- Directed by: Erricos Andreou
- Written by: Erricos Andreou
- Produced by: Klearhos Konitsiotis
- Starring: Barbara Bouchet Günther Stoll Robert Behling
- Music by: Giorgos Hatzinasios
- Release date: January 19, 1976;
- Running time: 93 minutes
- Country: Greece
- Language: Greek

= The Hook (1976 film) =

The Hook (also known as To Agistri) is 1976 giallo film directed by Erricos Andreou and starring Barbara Bouchet.

==Plot==
Kostas is a powerful tycoon with a beautiful wife, who is cheating on him with a young playboy.
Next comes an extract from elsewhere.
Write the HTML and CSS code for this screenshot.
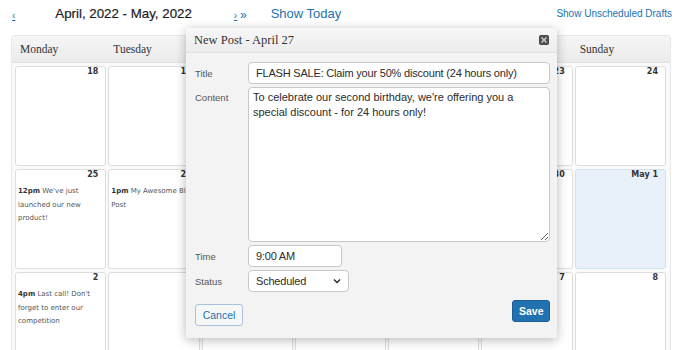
FILE: index.html
```html
<!DOCTYPE html>
<html lang="en">
<head>
  <meta charset="UTF-8">
  <meta name="viewport" content="width=device-width, initial-scale=1.0">
  <title>Editorial Calendar</title>
  <link rel="stylesheet" href="styles.css">
</head>
<body>
  <!-- Navigation bar -->
  <div class="toolbar">
    <a class="nav-link prev" href="#">‹</a>
    <div class="range">April, 2022 - May, 2022</div>
    <div class="nav-next"><a class="nav-link" href="#">›</a> <span class="jump">»</span></div>
    <a class="today" href="#">Show Today</a>
    <a class="drafts" href="#">Show Unscheduled Drafts</a>
  </div>

  <!-- Calendar -->
  <div class="calendar">
    <div class="cal-head">
      <div class="weekday">Monday</div>
      <div class="weekday">Tuesday</div>
      <div class="weekday">Wednesday</div>
      <div class="weekday">Thursday</div>
      <div class="weekday">Friday</div>
      <div class="weekday">Saturday</div>
      <div class="weekday">Sunday</div>
    </div>
    <div class="cal-grid">
      <div class="day"><div class="day-num">18</div></div>
      <div class="day"><div class="day-num">19</div></div>
      <div class="day"><div class="day-num">20</div></div>
      <div class="day"><div class="day-num">21</div></div>
      <div class="day"><div class="day-num">22</div></div>
      <div class="day"><div class="day-num">23</div></div>
      <div class="day"><div class="day-num">24</div></div>

      <div class="day">
        <div class="day-num">25</div>
        <div class="post"><b>12pm</b> We've just launched our new product!</div>
      </div>
      <div class="day">
        <div class="day-num">26</div>
        <div class="post"><b>1pm</b> My Awesome Blog Post</div>
      </div>
      <div class="day"><div class="day-num">27</div></div>
      <div class="day"><div class="day-num">28</div></div>
      <div class="day"><div class="day-num">29</div></div>
      <div class="day"><div class="day-num">30</div></div>
      <div class="day today-cell"><div class="day-num">May 1</div></div>

      <div class="day">
        <div class="day-num">2</div>
        <div class="post"><b>4pm</b> Last call! Don't forget to enter our competition</div>
      </div>
      <div class="day"><div class="day-num">3</div></div>
      <div class="day"><div class="day-num">4</div></div>
      <div class="day"><div class="day-num">5</div></div>
      <div class="day"><div class="day-num">6</div></div>
      <div class="day"><div class="day-num">7</div></div>
      <div class="day"><div class="day-num">8</div></div>
    </div>
  </div>

  <!-- New post dialog -->
  <div class="dialog">
    <div class="dialog-title">
      <span>New Post - April 27</span>
      <svg class="close" width="10" height="10" viewBox="0 0 10 10">
        <rect x="0.5" y="0.5" width="9" height="9" rx="1" fill="#555" stroke="#444"/>
        <path d="M2.5 2.5 L7.5 7.5 M7.5 2.5 L2.5 7.5" stroke="#cfcfcf" stroke-width="1.3"/>
      </svg>
    </div>
    <div class="dialog-body">
      <div class="form">
        <label class="field-label">Title</label>
        <input class="field" type="text" value="FLASH SALE: Claim your 50% discount (24 hours only)">

        <label class="field-label top">Content</label>
        <textarea class="field content">To celebrate our second birthday, we're offering you a special discount - for 24 hours only!</textarea>

        <label class="field-label">Time</label>
        <input class="field time" type="text" value="9:00 AM">

        <label class="field-label">Status</label>
        <div class="field select">
          <span>Scheduled</span>
          <svg width="8" height="6" viewBox="0 0 8 6">
            <path d="M1 1.5 L4 4.5 L7 1.5" fill="none" stroke="#222" stroke-width="1.3"/>
          </svg>
        </div>
      </div>
      <div class="actions">
        <button class="btn cancel">Cancel</button>
        <button class="btn save">Save</button>
      </div>
    </div>
  </div>
</body>
</html>
```

FILE: styles.css
```css
/* Page */
body {
  margin: 0;
  background: #ffffff;
  font-family: "Liberation Sans", Arial, sans-serif;
  color: #222;
}

/* Navigation bar */
.toolbar {
  display: flex;
  align-items: center;
  height: 26px;
  padding: 0 8px 0 12px;
}
.nav-link {
  color: #2271b1;
  font-size: 10px;
}
.prev {
  margin-top: 4px;
}
.range {
  margin-left: 40px;
  font-size: 13.3px;
  color: #1d1d1d;
  -webkit-text-stroke: 0.2px #1d1d1d;
}
.nav-next {
  margin-left: 42px;
  font-size: 10px;
  color: #2271b1;
  margin-top: 3px;
}
.jump {
  font-size: 12px;
}
.today {
  margin-left: 24px;
  font-size: 13px;
  color: #2271b1;
  text-decoration: none;
}
.drafts {
  margin-left: auto;
  font-size: 10px;
  color: #2271b1;
  text-decoration: none;
}

/* Calendar */
.calendar {
  margin: 9px 9px 0 11px;
  background: #fafafa;
  border: 1px solid #e8e8e8;
  border-radius: 3px;
}
.cal-head,
.cal-grid {
  display: grid;
  grid-template-columns: repeat(7, 1fr);
  column-gap: 2px;
  padding: 0 4px 0 3px;
}
.cal-head {
  height: 26px;
  align-items: center;
  background: linear-gradient(#f6f6f6, #ebebeb);
  border-bottom: 1px solid #e2e2e2;
}
.weekday {
  padding-left: 5px;
  font-family: "Liberation Serif", Georgia, serif;
  font-size: 11.5px;
  color: #333;
}
.cal-grid {
  grid-auto-rows: 100px;
  row-gap: 3px;
  padding-top: 3px;
}
.day {
  background: #ffffff;
  border: 1px solid #dedede;
  border-radius: 3px;
  padding: 0 2px;
  font-family: "DejaVu Sans", Verdana, sans-serif;
}
.today-cell {
  background: #e8f0fa;
  border-color: #d5e1ef;
}
.day-num {
  padding-right: 5px;
  text-align: right;
  font-size: 8px;
  font-weight: bold;
  line-height: 9px;
  color: #333;
}
.post {
  margin-top: 6px;
  font-size: 7px;
  line-height: 13.5px;
  color: #555;
}
.post b {
  color: #333;
}

/* New post dialog */
.dialog {
  position: absolute;
  left: 186px;
  top: 28px;
  width: 371px;
  height: 310px;
  background: #f3f3f3;
  box-shadow: 0 2px 10px rgba(0, 0, 0, 0.28);
  display: flex;
  flex-direction: column;
}
.dialog-title {
  display: flex;
  align-items: center;
  justify-content: space-between;
  height: 24px;
  padding: 0 8px;
  background: linear-gradient(#f7f7f7, #ececec);
  border-bottom: 1px solid #e0e0e0;
  font-family: "Liberation Serif", Georgia, serif;
  font-size: 12.5px;
  color: #333;
}
.dialog-body {
  padding: 9px 7px 12px 9px;
  display: flex;
  flex-direction: column;
  flex: 1;
}
.form {
  display: grid;
  grid-template-columns: 53px 1fr;
  row-gap: 3px;
  align-items: center;
}
.field-label {
  font-size: 9.5px;
  color: #555;
}
.field-label.top {
  align-self: start;
  padding-top: 5px;
}
.field {
  box-sizing: border-box;
  height: 22px;
  margin: 0;
  padding: 0 7px;
  border: 1px solid #c8c8c8;
  border-radius: 4px;
  background: #ffffff;
  font-family: "Liberation Sans", Arial, sans-serif;
  font-size: 11px;
  letter-spacing: -0.2px;
  color: #2c2c2c;
  outline: none;
}
.content {
  height: 155px;
  padding: 2px 4px;
  line-height: 15px;
  letter-spacing: 0;
  resize: both;
}
.time {
  width: 94px;
}
.select {
  width: 101px;
  display: flex;
  align-items: center;
  justify-content: space-between;
}

/* Buttons */
.actions {
  display: flex;
  justify-content: space-between;
  align-items: flex-start;
  margin-top: auto;
}
.btn {
  height: 22px;
  border-radius: 3px;
  font-family: "Liberation Sans", Arial, sans-serif;
  font-size: 10.5px;
  cursor: pointer;
}
.cancel {
  width: 48px;
  margin-top: 4px;
  background: #f6f7f7;
  border: 1px solid #a9c1dd;
  color: #2271b1;
}
.save {
  width: 38px;
  background: #2271b1;
  border: 1px solid #1b5e96;
  color: #ffffff;
  font-weight: bold;
}
```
Unbeknownst to Kostas, the two lovers plan on killing him.

==Cast==
- Barbara Bouchet as Iro Maras
- Günther Stoll as Kostas Maras
- Robert Behling as Nick Vitalis
- Sofia Roubou as Nelly
- Giorgos Kyritsis as Inspector Alexiou
- Dinos Karidis as Lieutenant Platis
- Giorgos Vakouletos as Giorgos
- Jessica Dublin as Blonde Lady Friend Of Kostas

==Reception==
One reviewer said, "The film has cult status among many giallos lovers, but its characters are flat and its story is inconsistent in its surprising twist, invalidating as implausible the police investigation in pursuit of arbitrary impact."